Was die Situation noch verschlimmerte, waren die voreilige Anerkennung von und Kollaboration mit den Handlungen des Militärs. Das ist sowohl für Ägypten als auch für die Zukunft der Liberalen bedrohlich. Es fügt dem ohnehin schon geschundenen Gesicht des arabischen Liberalismus neue, selbstverschuldete Narben zu und befeuert wieder die Narrative der "unterdrückten und schikanierten" Islamisten – welche sich nun auf ihre Erfahrungen mit Tötungen und Verhaftungen ihrer Mitglieder stützen können, auf die Entführung ihres Präsidenten und den Diebstahl ihres Wahlsieges von (wie sie argumentieren werden) einer Koalition aus Liberalen und Generälen.
Die vier Gefahren
Doch es gibt vier noch größere Gefahren, die sich über Ägypten hinaus auf die gesamte Region erstrecken.
Erstens stellt das Bündnis zwischen Liberalen und Militär eine Einladung zum Bürgerkrieg dar, den andere arabische Länder bereits durchlebt haben (wie zum Beispiel Algerien in den 1990ern).
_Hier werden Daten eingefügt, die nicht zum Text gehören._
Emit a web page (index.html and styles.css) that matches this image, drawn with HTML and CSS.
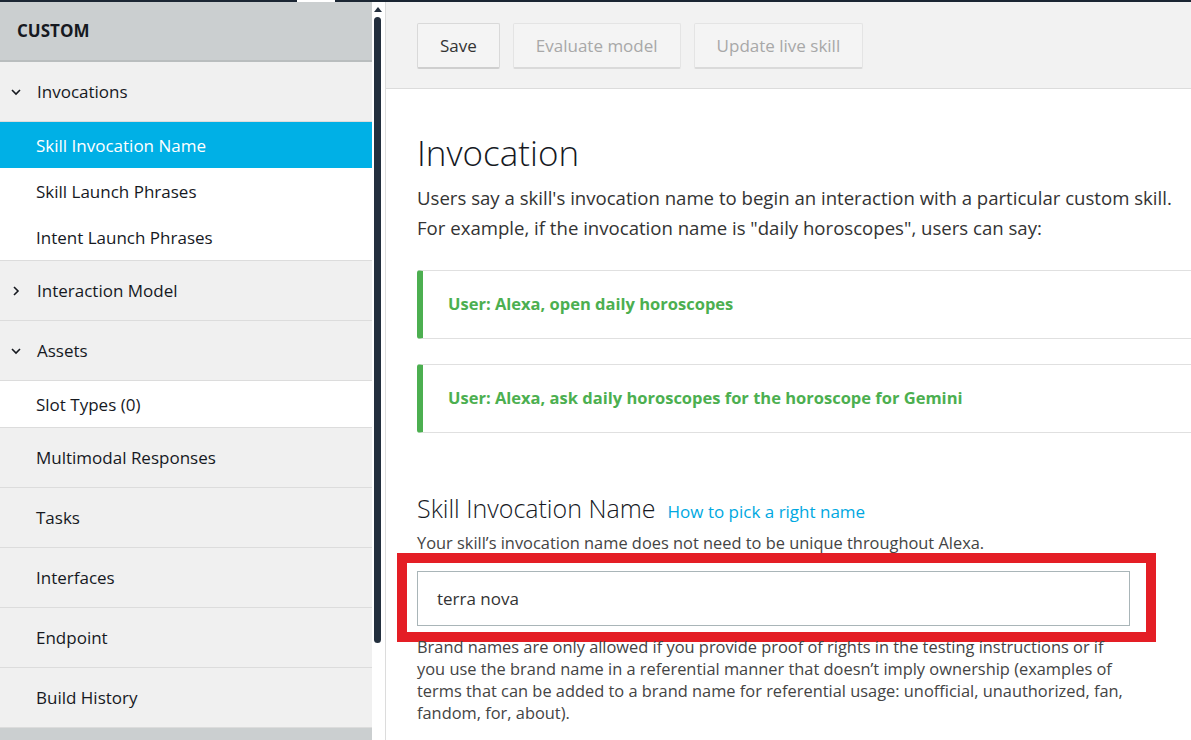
FILE: index.html
```html
<!doctype html>
<html lang="en">
<head>
  <meta charset="UTF-8">
  <title>Invocation - Build</title>
  <link rel="stylesheet" href="styles.css">
</head>
<body>
  <div class="topline"><span class="topline-gap"></span></div>
  <div class="page">
    <div class="sidebar">
      <div class="nav">
        <div class="nav-title">CUSTOM</div>

        <div class="nav-group">
          <svg class="chev" width="10" height="10" viewBox="0 0 10 10"><path d="M1 3 L5 7 L9 3" fill="none" stroke="#16191f" stroke-width="1.6"/></svg>
          Invocations
        </div>
        <div class="nav-children">
          <div class="nav-item active">Skill Invocation Name</div>
          <div class="nav-item">Skill Launch Phrases</div>
          <div class="nav-item">Intent Launch Phrases</div>
        </div>

        <div class="nav-group">
          <svg class="chev" width="10" height="10" viewBox="0 0 10 10"><path d="M3 1 L7 5 L3 9" fill="none" stroke="#16191f" stroke-width="1.6"/></svg>
          Interaction Model
        </div>

        <div class="nav-group">
          <svg class="chev" width="10" height="10" viewBox="0 0 10 10"><path d="M1 3 L5 7 L9 3" fill="none" stroke="#16191f" stroke-width="1.6"/></svg>
          Assets
        </div>
        <div class="nav-children">
          <div class="nav-item">Slot Types (0)</div>
        </div>

        <div class="nav-group plain">Multimodal Responses</div>
        <div class="nav-group plain">Tasks</div>
        <div class="nav-group plain">Interfaces</div>
        <div class="nav-group plain">Endpoint</div>
        <div class="nav-group plain">Build History</div>
        <div class="nav-foot"></div>
      </div>
      <div class="scrollbar">
        <div class="scroll-arrow"></div>
        <div class="scroll-thumb"></div>
      </div>
    </div>

    <div class="main">
      <div class="toolbar">
        <div class="btn">Save</div>
        <div class="btn disabled">Evaluate model</div>
        <div class="btn disabled">Update live skill</div>
      </div>

      <div class="content">
        <h1>Invocation</h1>
        <p class="intro">Users say a skill's invocation name to begin an interaction with a particular custom skill.<br>
          For example, if the invocation name is "daily horoscopes", users can say:</p>

        <div class="example">User: Alexa, open daily horoscopes</div>
        <div class="example">User: Alexa, ask daily horoscopes for the horoscope for Gemini</div>

        <div class="section-head">
          <h2>Skill Invocation Name</h2>
          <span class="link">How to pick a right name</span>
        </div>
        <p class="hint">Your skill’s invocation name does not need to be unique throughout Alexa.</p>

        <div class="highlight">
          <div class="field">terra nova</div>
        </div>

        <p class="note">Brand names are only allowed if you provide proof of rights in the testing instructions or if you use the brand name in a referential manner that doesn’t imply ownership (examples of terms that can be added to a brand name for referential usage: unofficial, unauthorized, fan, fandom, for, about).</p>
      </div>
    </div>
  </div>
</body>
</html>
```

FILE: styles.css
```css
body {
    margin: 0;
    font-family: "Open Sans", Arial, sans-serif;
    color: #16191f;
    background: #fff;
    height: 740px;
    overflow: hidden;
}

.topline {
    height: 2px;
    background: #1b2633;
    display: flex;
}

.topline-gap {
    width: 38px;
    margin-left: 297px;
    background: #fff;
}

.page {
    display: flex;
    height: 738px;
}

/* left navigation */

.sidebar {
    display: flex;
    width: 385px;
    border-right: 1px solid #dcdcdc;
    flex-shrink: 0;
}

.nav {
    width: 372px;
    background: #cbcfd0;
}

.nav-title {
    height: 56px;
    padding-bottom: 2px;
    border-bottom: 2px solid #b9bdbe;
    padding-left: 17px;
    display: flex;
    align-items: center;
    font-size: 17px;
    font-weight: 700;
}

.nav-group {
    height: 59px;
    border-bottom: 1px solid #dcdcdc;
    background: #f0f0f0;
    display: flex;
    align-items: center;
    padding-left: 11px;
    font-size: 17px;
}

.nav-group.plain {
    padding-left: 36px;
}

.nav-group:last-of-type {
    border-bottom: 0;
}

.chev {
    margin-right: 16px;
    margin-top: 1px;
}

.nav-children {
    background: #fff;
    border-bottom: 1px solid #dcdcdc;
}

.nav-item {
    height: 46px;
    display: flex;
    align-items: center;
    padding-left: 36px;
    font-size: 17px;
}

.nav-item.active {
    background: #00b0e6;
    color: #fff;
}

.nav-foot {
    height: 14px;
}

.scrollbar {
    width: 13px;
    background: #fff;
    display: flex;
    flex-direction: column;
    align-items: center;
}

.scroll-arrow {
    width: 0;
    height: 0;
    border-left: 4px solid transparent;
    border-right: 4px solid transparent;
    border-bottom: 5px solid #232f3e;
    margin-top: 5px;
    margin-left: -2px;
}

.scroll-thumb {
    width: 7px;
    height: 626px;
    margin-top: 5px;
    margin-left: -2px;
    border-radius: 4px;
    background: #232f3e;
}

/* main */

.main {
    flex: 1;
    overflow: hidden;
}

.toolbar {
    height: 87px;
    background: #f2f2f2;
    border-bottom: 1px solid #dcdcdc;
    display: flex;
    align-items: flex-start;
    gap: 13px;
    padding-left: 31px;
    box-sizing: border-box;
    padding-top: 21px;
}

.btn {
    height: 43px;
    padding: 0 22px;
    display: flex;
    align-items: center;
    border: 1px solid #d9d9d9;
    border-bottom: 2px solid #cfcfcf;
    border-radius: 2px;
    background: #f4f4f4;
    font-size: 17px;
    color: #333;
}

.btn.disabled {
    color: #a8a8a8;
    border-color: #e4e4e4;
    border-bottom-color: #dadada;
}

.content {
    padding: 40px 0 0 31px;
    width: 900px;
}

h1 {
    margin: 0;
    font-size: 35px;
    font-weight: 300;
    line-height: 48px;
    color: #16191f;
}

.intro {
    margin: 6px 0 27px;
    font-size: 18.6px;
    line-height: 30px;
    color: #333;
}

.example {
    height: 65px;
    padding-bottom: 2px;
    border: 1px solid #e0e0e0;
    border-left: 6px solid #4caf50;
    border-radius: 3px 0 0 3px;
    display: flex;
    align-items: center;
    padding-left: 25px;
    font-size: 16.5px;
    font-weight: 700;
    color: #4caf50;
    margin-bottom: 25px;
}

.example + .example {
    margin-bottom: 26px;
}

.section-head {
    display: flex;
    align-items: baseline;
    gap: 12px;
    margin-top: 60px;
}

h2 {
    margin: 0;
    font-size: 25px;
    font-weight: 300;
    line-height: 30px;
}

.link {
    font-size: 17px;
    color: #00a8e1;
}

.hint {
    margin: 8px 0 -2px;
    font-size: 16.4px;
    line-height: 24px;
    color: #444;
}

.highlight {
    width: 713px;
    margin-left: -20px;
    padding: 8px 16px 6px 10px;
    border: 10px solid #e41e25;
}

.field {
    height: 53px;
    border: 1px solid #a9b5b8;
    display: flex;
    align-items: center;
    padding-left: 19px;
    font-size: 17px;
    color: #333;
}

.note {
    margin: -6px 0 0;
    width: 706px;
    font-size: 16.4px;
    line-height: 22px;
    color: #444;
}
```
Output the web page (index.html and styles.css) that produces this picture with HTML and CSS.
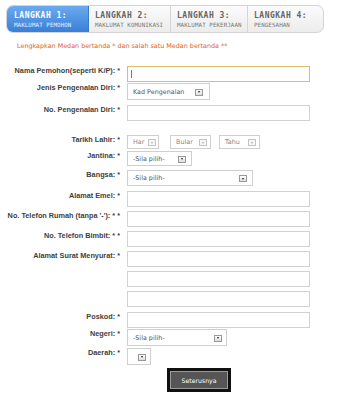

Denn die Position der Liberalen erschüttert den wachsenden, wenn auch zurückhaltenden Glauben der Mainstreamislamisten an die Demokratie. Sie macht moderate Islamisten auch verwundbar für Attacken vonseiten ihrer radikalen Glaubensbrüder. Und sie nützt Djihadisten und Fanatikern, indem sie ihnen eine gottgesandte Ausrede liefert, noch einen sinnlosen Krieg anzuzetteln (was durch Ayman al-Zawahiri und al-Qaidas jubilierende Aussagen verdeutlicht wird).
Zweitens hat diese Allianz in der postkolonialen arabischen Welt lange Zeit dafür gesorgt, dass sowohl der Liberalismus als auch der Säkularismus diskreditiert werden. Dieser Misskredit wird nun weitergeführt und hat einen weiteren, entfremdenden Aspekt gewonnen: als Gegner des freien Geists und der aufkeimenden Demokratie, die von der Revolution 2011 auf die Welt gebracht wurde.
Drittens ist es sehr riskant, das Militär zu beauftragen, den politischen Prozess zu schützen und die Demokratisierung zu überwachen. Wenn Politik nicht die Aufgabe irgendeiner Armee ist, so trifft das umso mehr auf das ägyptische Militär zu – ein Produkt jahrzehntelanger autoritärer Herrschaft. Die Armee steht für Autoritarismus, Vetternwirtschaft und Korruption – Dinge, für die es jetzt einen Freibrief gibt. Die Rede des Militärs von "Stabilität" und "Ordnung", auf deren Interpretation es einen exklusiven Anspruch erhebt, wird dazu benutzt, jeglichen demokratischen Prozess, der angeblich nicht mit den Interessen der Generäle übereinstimmt, zu verlangsamen oder zu blockieren.
Viertens drohen die Sprache und das Denken auf beiden Seiten der Allianz von Liberalen und Militärs auch nur die Möglichkeit einer stabilen Demokratie in Ägypten zu ersticken. Liberale Proputschisten reagieren irritiert auf den Begriff "Militärputsch": In ihren Augen hat die Armee interveniert, um den Volkswillen umzusetzen, wie er durch Millionen Menschen auf den Straßen ausgedrückt wurde, und um das Land vor einem Bürgerkrieg zu bewahren. Sie argumentieren, dass der gewählte Präsident seine Legitimität verloren habe, weil die "Legitimität der Straße" sich gegenüber der Legitimität der Wahlurne als stärker und zahlenmäßig überlegen erwies. Das widerspricht den grundlegenden Prinzipien von Demokratie und bedeutet einen Schritt ins absolut Ungewisse.
Konkurrierende Straßenlegitimäten
Jede Straßenlegitimität muss durch die Legitimität der Wahlurne abgesichert werden. Anderenfalls wird Ägypten – gleiches gilt übrigens auch für jedes andere Land – in einem endlosen, chaotischen Wettkampf konkurrierender "Straßenlegitimitäten" enden, in welchem die Muslimbruderschaft und ihre Rivalen versuchen, sich gegenseitig darin zu übertreffen, ein gespaltenes Volk zu mobilisieren. Das bedeutet auch, dass künftig gewählte Präsidenten auf ewig ungeschützt sind vor populistischen Straßenbewegungen, die mit dem Glauben bewaffnet sind, dass sie jederzeit das demokratische Staatsoberhaupt rechtmäßig stürzen können.
Ägyptens Liberale haben heimlich an einer Verletzung der Demokratie durch das Militär mitgewirkt, welche sowohl prinzipiell falsch ist als auch in der Praxis mit Sicherheit großen Schaden anrichten wird. Es ist unerlässlich, dass dieser Umstand anerkannt wird, bevor die revolutionären Hoffnungen Ägyptens für immer begraben werden.